▶ [What is being asked] Without the images, write out the whole listing exactly.
-*-*-
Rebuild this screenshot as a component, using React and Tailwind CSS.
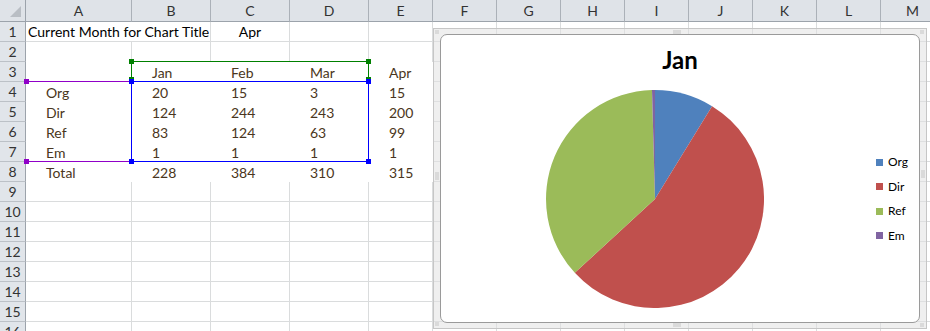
import React from "react";

const COLS = ["A", "B", "C", "D", "E", "F", "G", "H", "I", "J", "K", "L", "M"];
const ROWS = Array.from({ length: 16 }, (_, i) => i + 1);

const DATA = {
  3: ["", "Jan", "Feb", "Mar", "Apr"],
  4: ["Org", "20", "15", "3", "15"],
  5: ["Dir", "124", "244", "243", "200"],
  6: ["Ref", "83", "124", "63", "99"],
  7: ["Em", "1", "1", "1", "1"],
  8: ["Total", "228", "384", "310", "315"],
};

const SERIES = [
  { name: "Org", v: 20, color: "#4f81bd" },
  { name: "Dir", v: 124, color: "#c0504d" },
  { name: "Ref", v: 83, color: "#9bbb59" },
  { name: "Em", v: 1, color: "#8064a2" },
];

function slices() {
  const total = SERIES.reduce((s, x) => s + x.v, 0);
  const cx = 109, cy = 109, r = 109;
  let a = -Math.PI / 2;
  return SERIES.map((s) => {
    const da = (s.v / total) * Math.PI * 2;
    const a2 = a + da;
    const x1 = cx + r * Math.cos(a), y1 = cy + r * Math.sin(a);
    const x2 = cx + r * Math.cos(a2), y2 = cy + r * Math.sin(a2);
    const large = da > Math.PI ? 1 : 0;
    const d = `M${cx},${cy} L${x1.toFixed(2)},${y1.toFixed(2)} A${r},${r} 0 ${large} 1 ${x2.toFixed(2)},${y2.toFixed(2)} Z`;
    a = a2;
    return { d, color: s.color };
  });
}

function cellBorder(r, c) {
  const noRight = (r === 1 && c === 0) || (r >= 3 && r <= 8 && c <= 4);
  const noBottom = r >= 2 && r <= 8 && c <= 4;
  if (noRight && noBottom) return "";
  if (noRight) return "border-b border-[#dadcdd]";
  if (noBottom) return "border-r border-[#dadcdd]";
  return "border-r border-b border-[#dadcdd]";
}

function cellContent(r, c) {
  if (r === 1 && c === 0)
    return (
      <span className="pl-[2px] whitespace-nowrap text-black">Current Month for Chart Title</span>
    );
  if (r === 1 && c === 2)
    return <span className="block w-full text-center text-black">Apr</span>;
  if (DATA[r] && c <= 4 && DATA[r][c])
    return <span className="pl-[20px] whitespace-nowrap text-[#4a3620]">{DATA[r][c]}</span>;
  return null;
}

function Dots({ cols, rows }) {
  const w = cols * 2 + 1;
  const h = rows * 2 + 1;
  const pts = [];
  for (let i = 0; i < cols; i++)
    for (let j = 0; j < rows; j++) pts.push([i * 2 + 1, j * 2 + 1]);
  return (
    <svg width={w} height={h} viewBox={`0 0 ${w} ${h}`}>
      {pts.map(([x, y], k) => (
        <rect key={k} x={x - 0.5} y={y - 0.5} width="1" height="1" fill="#9a9a9a" />
      ))}
    </svg>
  );
}

function Handle({ x, y, color }) {
  return (
    <div
      className="absolute w-[5px] h-[5px]"
      style={{ left: x - 2, top: y - 2, background: color }}
    />
  );
}

export default function App() {
  const paths = slices();
  return (
    <div className="relative w-[930px] h-[331px] overflow-hidden bg-white font-['Lato',sans-serif] text-[14px]">
      <div className="grid grid-cols-[26px_106px_79px_79px_79px_64px_64px_64px_64px_64px_64px_64px_64px_64px] grid-rows-[22px_repeat(16,20px)] w-[945px]">
        {/* corner */}
        <div className="bg-[#dfe3e8] border-r border-b border-[#9ca3ab] relative">
          <svg width="25" height="21" className="absolute left-0 top-0">
            <polygon points="21,6 21,17 10,17" fill="#b9bec4" />
          </svg>
        </div>
        {COLS.map((c) => (
          <div
            key={c}
            className="bg-[#dfe3e8] border-r border-b border-r-[#abb1b8] border-b-[#9ca3ab] flex items-center justify-center text-[#333] leading-none"
          >
            {c}
          </div>
        ))}
        {ROWS.map((r) => (
          <React.Fragment key={r}>
            <div className="bg-[#e1e5ea] border-r border-b border-r-[#9ca3ab] border-b-[#bcc1c7] flex items-center justify-center text-[#333] leading-none">
              {r}
            </div>
            {COLS.map((c, ci) => (
              <div
                key={c}
                className={`flex items-center leading-[19px] ${cellBorder(r, ci)}`}
              >
                {cellContent(r, ci)}
              </div>
            ))}
          </React.Fragment>
        ))}
      </div>

      {/* selection ranges */}
      <div className="absolute left-[26px] top-[81px] w-[106px] h-[81px] border-t border-b border-[#9000c8]" />
      <div className="absolute left-[131px] top-[61px] w-[238px] h-[21px] border-t border-l border-r border-[#008000]" />
      <div className="absolute left-[131px] top-[81px] w-[238px] h-[81px] border border-[#0000ff]" />
      <Handle x={26} y={81} color="#9000c8" />
      <Handle x={26} y={161} color="#9000c8" />
      <Handle x={131} y={61} color="#008000" />
      <Handle x={368} y={61} color="#008000" />
      <Handle x={131} y={79} color="#008000" />
      <Handle x={368} y={79} color="#008000" />
      <Handle x={131} y={81} color="#0000ff" />
      <Handle x={368} y={81} color="#0000ff" />
      <Handle x={131} y={161} color="#0000ff" />
      <Handle x={368} y={161} color="#0000ff" />

      {/* chart */}
      <div className="absolute left-[433px] top-[28px] w-[494px] h-[301px] border border-[#c6c6c6] bg-[rgba(225,225,225,0.55)] pt-[5px] pb-[5px] pl-[6px] pr-[6px]">
        <div className="absolute left-[1px] top-[1px]"><Dots cols={2} rows={2} /></div>
        <div className="absolute right-[1px] top-[1px]"><Dots cols={2} rows={2} /></div>
        <div className="absolute left-[1px] bottom-[1px]"><Dots cols={2} rows={2} /></div>
        <div className="absolute right-[1px] bottom-[0px]"><Dots cols={2} rows={2} /></div>
        <div className="absolute left-[239px] top-[1px]"><Dots cols={4} rows={2} /></div>
        <div className="absolute left-[239px] bottom-[0px]"><Dots cols={4} rows={2} /></div>
        <div className="absolute left-[1px] top-[143px]"><Dots cols={2} rows={4} /></div>
        <div className="absolute right-[0px] top-[141px]"><Dots cols={2} rows={4} /></div>

        <div className="w-full h-full bg-white border border-[#9a9a9a] rounded-[7px] flex flex-col">
          <div className="mt-[10px] text-center font-bold text-[24px] leading-[29px] text-black">Jan</div>
          <div className="mt-[16px] flex items-center pl-[105px]">
            <svg width="218" height="218" viewBox="0 0 218 218" className="shrink-0">
              {paths.map((p, i) => (
                <path key={i} d={p.d} fill={p.color} />
              ))}
            </svg>
            <div className="ml-[112px] flex flex-col">
              {SERIES.map((s) => (
                <div key={s.name} className="h-[24.5px] flex items-center gap-[5px] text-[12px] text-black">
                  <span className="w-[7px] h-[7px] shrink-0" style={{ background: s.color }} />
                  <span className="leading-none">{s.name}</span>
                </div>
              ))}
            </div>
          </div>
        </div>
      </div>
    </div>
  );
}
-*-*-
▶ [Solution to this task]
Rebuild this screenshot as a component, using React and Tailwind CSS.
import React from "react";

const COLS = ["A", "B", "C", "D", "E", "F", "G", "H", "I", "J", "K", "L", "M"];
const ROWS = Array.from({ length: 16 }, (_, i) => i + 1);

const DATA = {
  3: ["", "Jan", "Feb", "Mar", "Apr"],
  4: ["Org", "20", "15", "3", "15"],
  5: ["Dir", "124", "244", "243", "200"],
  6: ["Ref", "83", "124", "63", "99"],
  7: ["Em", "1", "1", "1", "1"],
  8: ["Total", "228", "384", "310", "315"],
};

const SERIES = [
  { name: "Org", v: 20, color: "#4f81bd" },
  { name: "Dir", v: 124, color: "#c0504d" },
  { name: "Ref", v: 83, color: "#9bbb59" },
  { name: "Em", v: 1, color: "#8064a2" },
];

function slices() {
  const total = SERIES.reduce((s, x) => s + x.v, 0);
  const cx = 109, cy = 109, r = 109;
  let a = -Math.PI / 2;
  return SERIES.map((s) => {
    const da = (s.v / total) * Math.PI * 2;
    const a2 = a + da;
    const x1 = cx + r * Math.cos(a), y1 = cy + r * Math.sin(a);
    const x2 = cx + r * Math.cos(a2), y2 = cy + r * Math.sin(a2);
    const large = da > Math.PI ? 1 : 0;
    const d = `M${cx},${cy} L${x1.toFixed(2)},${y1.toFixed(2)} A${r},${r} 0 ${large} 1 ${x2.toFixed(2)},${y2.toFixed(2)} Z`;
    a = a2;
    return { d, color: s.color };
  });
}

function cellBorder(r, c) {
  const noRight = (r === 1 && c === 0) || (r >= 3 && r <= 8 && c <= 4);
  const noBottom = r >= 2 && r <= 8 && c <= 4;
  if (noRight && noBottom) return "";
  if (noRight) return "border-b border-[#dadcdd]";
  if (noBottom) return "border-r border-[#dadcdd]";
  return "border-r border-b border-[#dadcdd]";
}

function cellContent(r, c) {
  if (r === 1 && c === 0)
    return (
      <span className="pl-[2px] whitespace-nowrap text-black">Current Month for Chart Title</span>
    );
  if (r === 1 && c === 2)
    return <span className="block w-full text-center text-black">Apr</span>;
  if (DATA[r] && c <= 4 && DATA[r][c])
    return <span className="pl-[20px] whitespace-nowrap text-[#4a3620]">{DATA[r][c]}</span>;
  return null;
}

function Dots({ cols, rows }) {
  const w = cols * 2 + 1;
  const h = rows * 2 + 1;
  const pts = [];
  for (let i = 0; i < cols; i++)
    for (let j = 0; j < rows; j++) pts.push([i * 2 + 1, j * 2 + 1]);
  return (
    <svg width={w} height={h} viewBox={`0 0 ${w} ${h}`}>
      {pts.map(([x, y], k) => (
        <rect key={k} x={x - 0.5} y={y - 0.5} width="1" height="1" fill="#9a9a9a" />
      ))}
    </svg>
  );
}

function Handle({ x, y, color }) {
  return (
    <div
      className="absolute w-[5px] h-[5px]"
      style={{ left: x - 2, top: y - 2, background: color }}
    />
  );
}

export default function App() {
  const paths = slices();
  return (
    <div className="relative w-[930px] h-[331px] overflow-hidden bg-white font-['Lato',sans-serif] text-[14px]">
      <div className="grid grid-cols-[26px_106px_79px_79px_79px_64px_64px_64px_64px_64px_64px_64px_64px_64px] grid-rows-[22px_repeat(16,20px)] w-[945px]">
        {/* corner */}
        <div className="bg-[#dfe3e8] border-r border-b border-[#9ca3ab] relative">
          <svg width="25" height="21" className="absolute left-0 top-0">
            <polygon points="21,6 21,17 10,17" fill="#b9bec4" />
          </svg>
        </div>
        {COLS.map((c) => (
          <div
            key={c}
            className="bg-[#dfe3e8] border-r border-b border-r-[#abb1b8] border-b-[#9ca3ab] flex items-center justify-center text-[#333] leading-none"
          >
            {c}
          </div>
        ))}
        {ROWS.map((r) => (
          <React.Fragment key={r}>
            <div className="bg-[#e1e5ea] border-r border-b border-r-[#9ca3ab] border-b-[#bcc1c7] flex items-center justify-center text-[#333] leading-none">
              {r}
            </div>
            {COLS.map((c, ci) => (
              <div
                key={c}
                className={`flex items-center leading-[19px] ${cellBorder(r, ci)}`}
              >
                {cellContent(r, ci)}
              </div>
            ))}
          </React.Fragment>
        ))}
      </div>

      {/* selection ranges */}
      <div className="absolute left-[26px] top-[81px] w-[106px] h-[81px] border-t border-b border-[#9000c8]" />
      <div className="absolute left-[131px] top-[61px] w-[238px] h-[21px] border-t border-l border-r border-[#008000]" />
      <div className="absolute left-[131px] top-[81px] w-[238px] h-[81px] border border-[#0000ff]" />
      <Handle x={26} y={81} color="#9000c8" />
      <Handle x={26} y={161} color="#9000c8" />
      <Handle x={131} y={61} color="#008000" />
      <Handle x={368} y={61} color="#008000" />
      <Handle x={131} y={79} color="#008000" />
      <Handle x={368} y={79} color="#008000" />
      <Handle x={131} y={81} color="#0000ff" />
      <Handle x={368} y={81} color="#0000ff" />
      <Handle x={131} y={161} color="#0000ff" />
      <Handle x={368} y={161} color="#0000ff" />

      {/* chart */}
      <div className="absolute left-[433px] top-[28px] w-[494px] h-[301px] border border-[#c6c6c6] bg-[rgba(225,225,225,0.55)] pt-[5px] pb-[5px] pl-[6px] pr-[6px]">
        <div className="absolute left-[1px] top-[1px]"><Dots cols={2} rows={2} /></div>
        <div className="absolute right-[1px] top-[1px]"><Dots cols={2} rows={2} /></div>
        <div className="absolute left-[1px] bottom-[1px]"><Dots cols={2} rows={2} /></div>
        <div className="absolute right-[1px] bottom-[0px]"><Dots cols={2} rows={2} /></div>
        <div className="absolute left-[239px] top-[1px]"><Dots cols={4} rows={2} /></div>
        <div className="absolute left-[239px] bottom-[0px]"><Dots cols={4} rows={2} /></div>
        <div className="absolute left-[1px] top-[143px]"><Dots cols={2} rows={4} /></div>
        <div className="absolute right-[0px] top-[141px]"><Dots cols={2} rows={4} /></div>

        <div className="w-full h-full bg-white border border-[#9a9a9a] rounded-[7px] flex flex-col">
          <div className="mt-[10px] text-center font-bold text-[24px] leading-[29px] text-black">Jan</div>
          <div className="mt-[16px] flex items-center pl-[105px]">
            <svg width="218" height="218" viewBox="0 0 218 218" className="shrink-0">
              {paths.map((p, i) => (
                <path key={i} d={p.d} fill={p.color} />
              ))}
            </svg>
            <div className="ml-[112px] flex flex-col">
              {SERIES.map((s) => (
                <div key={s.name} className="h-[24.5px] flex items-center gap-[5px] text-[12px] text-black">
                  <span className="w-[7px] h-[7px] shrink-0" style={{ background: s.color }} />
                  <span className="leading-none">{s.name}</span>
                </div>
              ))}
            </div>
          </div>
        </div>
      </div>
    </div>
  );
}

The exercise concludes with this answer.